* _EXERCISE DIRECTIONS_:
Examine the material below. Gather every line in which the string "components" appears.

* _RECORD EXCERPTS_:
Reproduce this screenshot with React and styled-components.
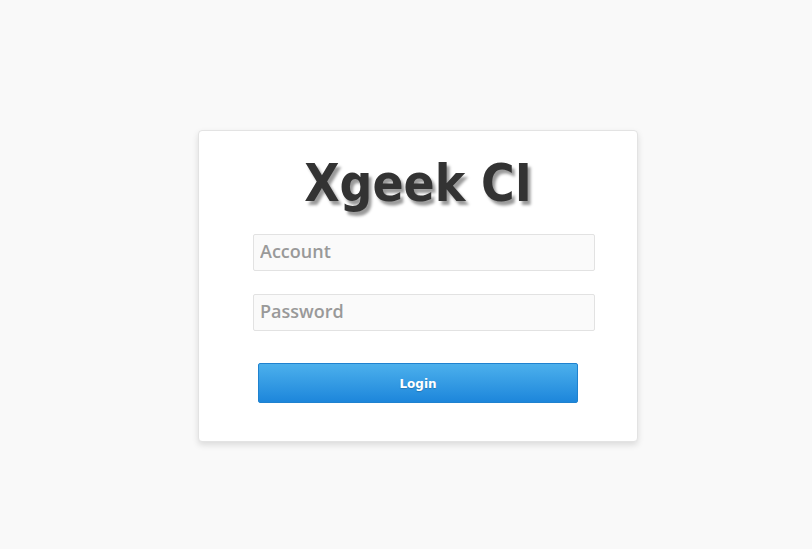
import React from 'react';
import styled, { createGlobalStyle } from 'styled-components';

const GlobalStyle = createGlobalStyle`
  html, body {
    margin: 0;
    padding: 0;
    background: #f9f9f9;
  }
  body {
    font-family: "DejaVu Sans Condensed", "DejaVu Sans", sans-serif;
  }
`;

const App = () => (
  <>
    <GlobalStyle />
    <Page>
      <Card>
        <Title>Xgeek CI</Title>
        <Form onSubmit={(e) => e.preventDefault()}>
          <Input type="text" placeholder="Account" />
          <Input type="password" placeholder="Password" />
          <Button type="submit">Login</Button>
        </Form>
      </Card>
    </Page>
  </>
);

const Page = styled.div`
  width: 100%;
  height: 549px;
  display: flex;
  justify-content: center;
  padding: 130px 0 0 24px;
  box-sizing: border-box;
`;

const Card = styled.div`
  width: 440px;
  height: 312px;
  box-sizing: border-box;
  background: #fff;
  border: 1px solid #e3e3e3;
  border-radius: 4px;
  box-shadow: 0 3px 6px rgba(0, 0, 0, 0.12);
  padding: 23px 0 0 0;
`;

const Title = styled.h1`
  margin: 0;
  font-family: "DejaVu Sans Condensed", "DejaVu Sans", sans-serif;
  font-size: 51px;
  font-weight: 700;
  line-height: 60px;
  color: #333;
  text-align: center;
  text-shadow: 3px 4px 3px rgba(0, 0, 0, 0.4);
`;

const Form = styled.form`
  display: flex;
  flex-direction: column;
  align-items: flex-start;
  padding-left: 54px;
  margin-top: 20px;
`;

const Input = styled.input`
  width: 342px;
  height: 37px;
  box-sizing: border-box;
  margin: 0 0 23px 0;
  padding: 0 0 3px 6px;
  border: 1px solid #e2e2e2;
  border-radius: 2px;
  background: #fafafa;
  font-family: "Open Sans", "Liberation Sans", sans-serif;
  font-size: 18px;
  font-weight: 600;
  color: #555;
  outline: none;
  &::placeholder {
    color: #999;
  }
`;

const Button = styled.button`
  margin: 9px 0 0 5px;
  width: 320px;
  height: 40px;
  padding: 2px 0 0 0;
  border: 1px solid #1f82cf;
  border-radius: 2px;
  background: linear-gradient(to bottom, #4cb0ec, #1d86db);
  color: #fff;
  font-family: "DejaVu Sans", Verdana, sans-serif;
  font-size: 12px;
  font-weight: 700;
  text-shadow: 0 1px 1px rgba(0, 0, 0, 0.2);
  cursor: pointer;
`;

export default App;
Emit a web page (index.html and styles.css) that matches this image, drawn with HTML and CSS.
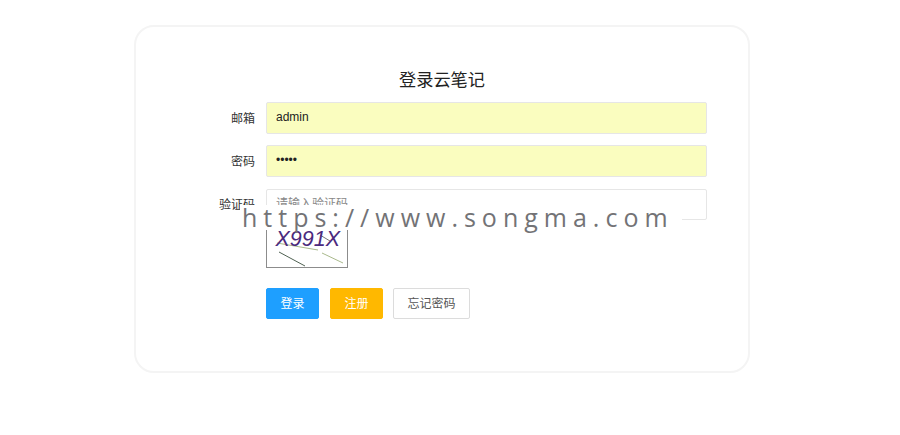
FILE: index.html
```html
<!DOCTYPE html>
<html lang="zh-CN">
<head>
    <meta charset="UTF-8">
    <meta name="viewport" content="width=device-width, initial-scale=1.0">
    <title>登录云笔记</title>
    <link rel="stylesheet" href="styles.css">
</head>
<body>
    <div class="login-box">
        <h1 class="login-title">登录云笔记</h1>
        <form class="login-form">
            <div class="form-row">
                <label class="form-label">邮箱</label>
                <input class="form-input filled" type="text" value="admin">
            </div>
            <div class="form-row">
                <label class="form-label">密码</label>
                <input class="form-input filled" type="password" value="admin">
            </div>
            <div class="form-row code-row">
                <label class="form-label">验证码</label>
                <input class="form-input" type="text" placeholder="请输入验证码">
            </div>
            <div class="captcha-row">
                <svg class="captcha" width="82" height="42" viewBox="0 0 82 42">
                    <rect x="0.5" y="0.5" width="81" height="41" fill="#fff" stroke="#8c8c8c"/>
                    <path d="M11 17 L52 24" stroke="#a9b98c" stroke-width="1" fill="none"/>
                    <path d="M54 9 L64 15" stroke="#777" stroke-width="1" fill="none"/>
                    <path d="M13 26 L39 40" stroke="#4f6152" stroke-width="1" fill="none"/>
                    <path d="M56 27 L77 37" stroke="#a9b98c" stroke-width="1" fill="none"/>
                    <text class="captcha-text" x="9.5" y="20">X991X</text>
                </svg>
            </div>
            <div class="btn-row">
                <button class="btn btn-blue" type="button">登录</button>
                <button class="btn btn-yellow" type="button">注册</button>
                <button class="btn btn-plain" type="button">忘记密码</button>
            </div>
        </form>
    </div>
    <div class="watermark">https://www.songma.com</div>
</body>
</html>
```

FILE: styles.css
```css
* {
    box-sizing: border-box;
    margin: 0;
    padding: 0;
}
body {
    font-family: 'Liberation Sans', 'Noto Sans CJK SC', sans-serif;
    font-size: 12px;
    color: #333;
    background: #fff;
    height: 435px;
    overflow: hidden;
    padding: 25px 0 0 134px;
}
.login-box {
    width: 616px;
    height: 348px;
    border: 2px solid #f4f4f4;
    border-radius: 20px;
    padding: 41px 41px 0 0;
}
.login-title {
    font-size: 17.2px;
    font-weight: 400;
    line-height: 24px;
    color: #222;
    text-align: center;
    padding-left: 41px;
    margin-bottom: 10px;
}
.form-row {
    display: flex;
    align-items: center;
    margin-bottom: 11px;
}
.code-row {
    margin-top: 12px;
}
.form-label {
    width: 119px;
    margin-right: 11px;
    padding-bottom: 2px;
    text-align: right;
    color: #333;
}
.form-input {
    flex: 1;
    height: 32px;
    padding: 0 9px 2px;
    border: 1px solid #e6e6e6;
    border-radius: 2px;
    font-family: inherit;
    font-size: 12px;
    color: #222;
    background: #fff;
    outline: none;
}
.code-row .form-input {
    height: 31px;
}
.form-input.filled {
    background: #fafdbf;
}
.form-input::placeholder {
    color: #888;
}
.captcha-row {
    margin-left: 130px;
    margin-top: -5px;
    height: 42px;
}
.captcha {
    display: block;
}
.captcha-text {
    font-family: 'Liberation Sans', sans-serif;
    font-size: 21.5px;
    font-style: italic;
    fill: #4b2a7d;
}
.btn-row {
    display: flex;
    gap: 11px;
    margin-left: 130px;
    margin-top: 20px;
}
.btn {
    height: 31px;
    padding-bottom: 3px;
    border-radius: 2px;
    font-family: inherit;
    font-size: 12px;
    cursor: pointer;
}
.btn-blue {
    width: 53px;
    background: #1e9fff;
    border: 1px solid #1e9fff;
    color: #fff;
}
.btn-yellow {
    width: 53px;
    background: #ffb800;
    border: 1px solid #ffb800;
    color: #fff;
}
.btn-plain {
    width: 77px;
    margin-left: -1px;
    background: #fff;
    border: 1px solid #dcdcdc;
    color: #555;
}
/* 水印 */
.watermark {
    position: absolute;
    left: 240px;
    top: 205px;
    width: 442px;
    height: 25px;
    padding-left: 2px;
    background: #fff;
    font-family: 'Open Sans', sans-serif;
    font-size: 25px;
    line-height: 25px;
    letter-spacing: 6px;
    color: #737376;
    white-space: nowrap;
}
```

* _EXERCISE ANSWER_:
Reproduce this screenshot with React and styled-components.
import styled, { createGlobalStyle } from 'styled-components';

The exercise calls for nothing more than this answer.